REQUIRED WORK → Look through the listing below and work out how many of its lines hold the word "TypeScript". Give only the number.

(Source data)
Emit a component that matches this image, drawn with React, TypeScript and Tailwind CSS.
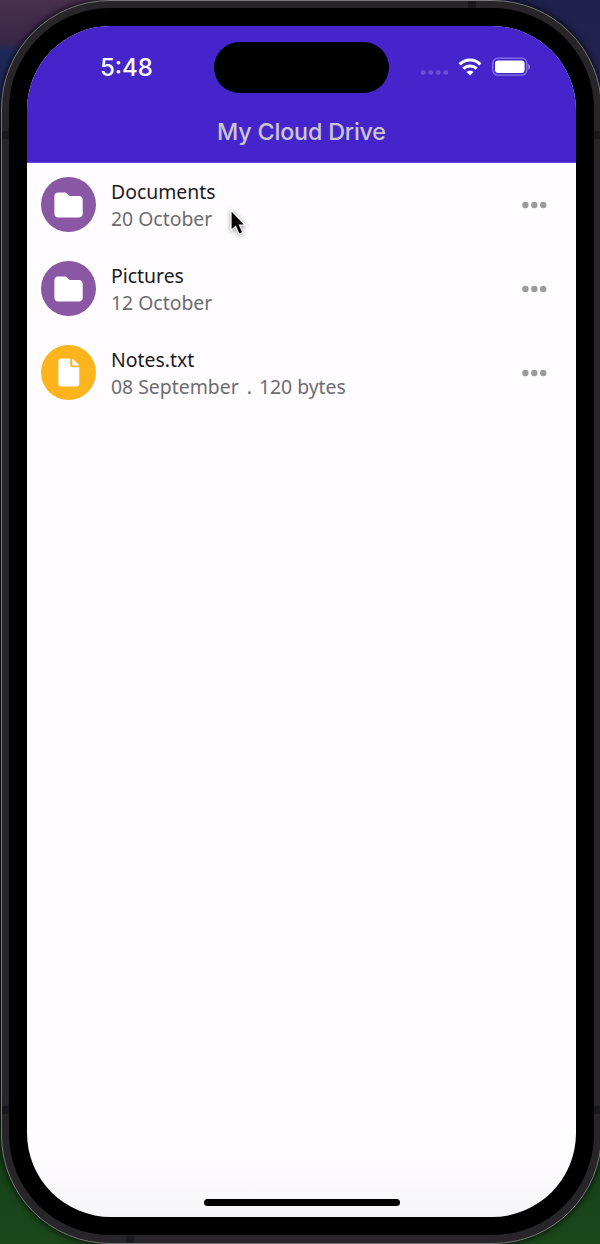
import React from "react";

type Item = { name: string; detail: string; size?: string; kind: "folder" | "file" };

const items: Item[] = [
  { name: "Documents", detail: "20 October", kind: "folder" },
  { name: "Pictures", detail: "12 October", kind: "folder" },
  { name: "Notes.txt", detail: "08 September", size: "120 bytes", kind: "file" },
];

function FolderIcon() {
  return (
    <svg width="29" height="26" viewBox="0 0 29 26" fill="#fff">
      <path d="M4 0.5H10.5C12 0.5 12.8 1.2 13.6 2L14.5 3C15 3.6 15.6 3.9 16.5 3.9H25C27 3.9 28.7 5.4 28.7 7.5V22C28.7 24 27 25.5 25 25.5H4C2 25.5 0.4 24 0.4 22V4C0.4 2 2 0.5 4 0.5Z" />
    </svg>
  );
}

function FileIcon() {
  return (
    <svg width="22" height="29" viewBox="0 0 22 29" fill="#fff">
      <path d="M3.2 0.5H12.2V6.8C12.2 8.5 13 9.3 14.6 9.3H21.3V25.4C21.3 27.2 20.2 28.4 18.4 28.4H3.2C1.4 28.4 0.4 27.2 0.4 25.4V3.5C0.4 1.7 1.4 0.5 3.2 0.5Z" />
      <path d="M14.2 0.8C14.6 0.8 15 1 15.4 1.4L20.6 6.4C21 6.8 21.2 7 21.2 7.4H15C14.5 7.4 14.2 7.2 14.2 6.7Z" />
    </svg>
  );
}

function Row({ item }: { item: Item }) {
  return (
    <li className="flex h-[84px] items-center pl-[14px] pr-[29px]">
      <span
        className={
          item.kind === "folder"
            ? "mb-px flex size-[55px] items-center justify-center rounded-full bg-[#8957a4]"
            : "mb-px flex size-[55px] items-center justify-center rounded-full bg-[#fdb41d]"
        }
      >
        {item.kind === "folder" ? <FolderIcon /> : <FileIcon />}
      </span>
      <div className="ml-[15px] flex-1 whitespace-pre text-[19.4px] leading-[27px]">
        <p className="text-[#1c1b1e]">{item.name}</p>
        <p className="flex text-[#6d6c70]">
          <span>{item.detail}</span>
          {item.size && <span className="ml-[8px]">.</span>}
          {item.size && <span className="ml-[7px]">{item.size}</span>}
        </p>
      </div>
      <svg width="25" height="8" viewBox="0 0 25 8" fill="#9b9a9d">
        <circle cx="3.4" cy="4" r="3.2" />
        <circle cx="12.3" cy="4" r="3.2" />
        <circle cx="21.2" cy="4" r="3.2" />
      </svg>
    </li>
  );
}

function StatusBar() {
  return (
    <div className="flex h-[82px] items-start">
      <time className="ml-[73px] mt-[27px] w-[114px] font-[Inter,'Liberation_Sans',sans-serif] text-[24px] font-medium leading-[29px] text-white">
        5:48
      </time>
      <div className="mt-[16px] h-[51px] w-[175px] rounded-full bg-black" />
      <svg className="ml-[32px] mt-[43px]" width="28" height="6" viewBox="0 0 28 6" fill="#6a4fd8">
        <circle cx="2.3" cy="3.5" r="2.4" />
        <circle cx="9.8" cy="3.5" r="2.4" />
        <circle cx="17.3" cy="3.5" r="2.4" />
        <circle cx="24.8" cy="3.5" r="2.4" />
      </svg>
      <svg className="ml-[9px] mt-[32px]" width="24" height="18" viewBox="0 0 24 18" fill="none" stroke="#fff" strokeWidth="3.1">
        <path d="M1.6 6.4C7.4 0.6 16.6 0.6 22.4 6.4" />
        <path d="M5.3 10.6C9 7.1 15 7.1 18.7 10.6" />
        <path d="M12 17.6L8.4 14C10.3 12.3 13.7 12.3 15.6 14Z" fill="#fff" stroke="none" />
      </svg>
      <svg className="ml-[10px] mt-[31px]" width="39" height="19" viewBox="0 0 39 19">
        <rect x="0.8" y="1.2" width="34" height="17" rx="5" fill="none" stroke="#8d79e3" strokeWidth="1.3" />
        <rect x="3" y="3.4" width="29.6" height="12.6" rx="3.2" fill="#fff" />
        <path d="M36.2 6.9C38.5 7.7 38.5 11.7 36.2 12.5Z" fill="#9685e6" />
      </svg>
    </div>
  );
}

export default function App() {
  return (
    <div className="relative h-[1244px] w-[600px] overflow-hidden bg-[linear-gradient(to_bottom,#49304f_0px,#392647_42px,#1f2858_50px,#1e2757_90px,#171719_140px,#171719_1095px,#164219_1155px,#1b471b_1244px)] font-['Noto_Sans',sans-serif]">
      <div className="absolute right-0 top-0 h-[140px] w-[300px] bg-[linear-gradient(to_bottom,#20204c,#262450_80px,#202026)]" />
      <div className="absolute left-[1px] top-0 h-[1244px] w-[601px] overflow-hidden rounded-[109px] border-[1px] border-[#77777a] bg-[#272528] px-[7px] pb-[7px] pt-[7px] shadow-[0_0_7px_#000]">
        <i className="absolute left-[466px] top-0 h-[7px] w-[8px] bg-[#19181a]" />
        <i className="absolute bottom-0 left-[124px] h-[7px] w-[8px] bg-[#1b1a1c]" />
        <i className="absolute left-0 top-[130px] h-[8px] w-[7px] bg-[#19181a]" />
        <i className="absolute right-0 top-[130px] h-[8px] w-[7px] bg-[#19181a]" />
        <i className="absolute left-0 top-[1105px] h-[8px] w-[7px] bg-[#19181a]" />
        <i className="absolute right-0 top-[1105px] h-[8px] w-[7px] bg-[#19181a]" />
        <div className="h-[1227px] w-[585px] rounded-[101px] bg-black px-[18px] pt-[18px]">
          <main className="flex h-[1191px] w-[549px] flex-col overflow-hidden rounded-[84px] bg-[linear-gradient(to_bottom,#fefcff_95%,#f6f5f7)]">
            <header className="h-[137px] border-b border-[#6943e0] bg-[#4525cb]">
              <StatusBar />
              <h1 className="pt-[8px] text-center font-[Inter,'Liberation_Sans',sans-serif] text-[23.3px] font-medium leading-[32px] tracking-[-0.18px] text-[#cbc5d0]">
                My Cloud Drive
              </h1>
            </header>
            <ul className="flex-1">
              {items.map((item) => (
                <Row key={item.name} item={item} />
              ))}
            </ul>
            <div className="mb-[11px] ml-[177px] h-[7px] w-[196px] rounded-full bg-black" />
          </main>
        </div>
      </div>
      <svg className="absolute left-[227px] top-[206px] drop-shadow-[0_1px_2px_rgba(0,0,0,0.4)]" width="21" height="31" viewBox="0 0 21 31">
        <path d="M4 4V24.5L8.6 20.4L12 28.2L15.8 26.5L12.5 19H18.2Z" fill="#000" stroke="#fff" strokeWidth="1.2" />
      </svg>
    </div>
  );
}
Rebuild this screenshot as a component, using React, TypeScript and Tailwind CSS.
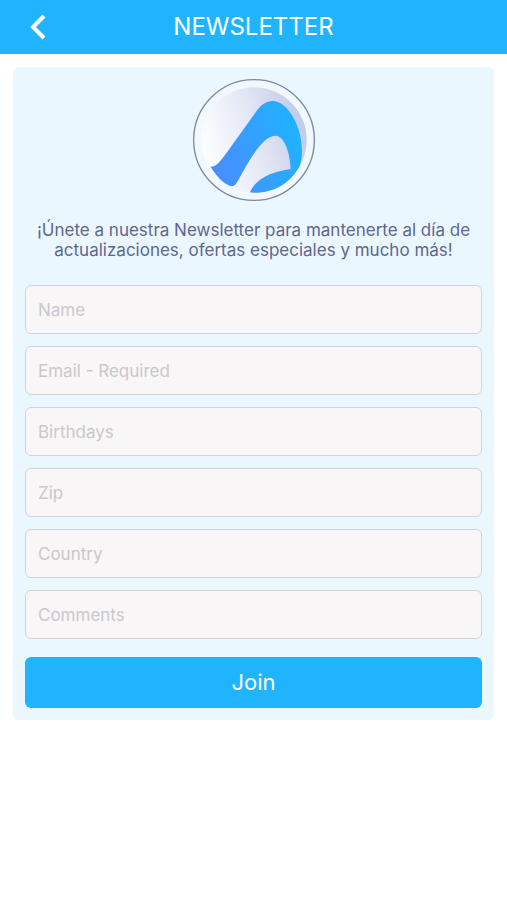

EXPECTED ANSWER → 2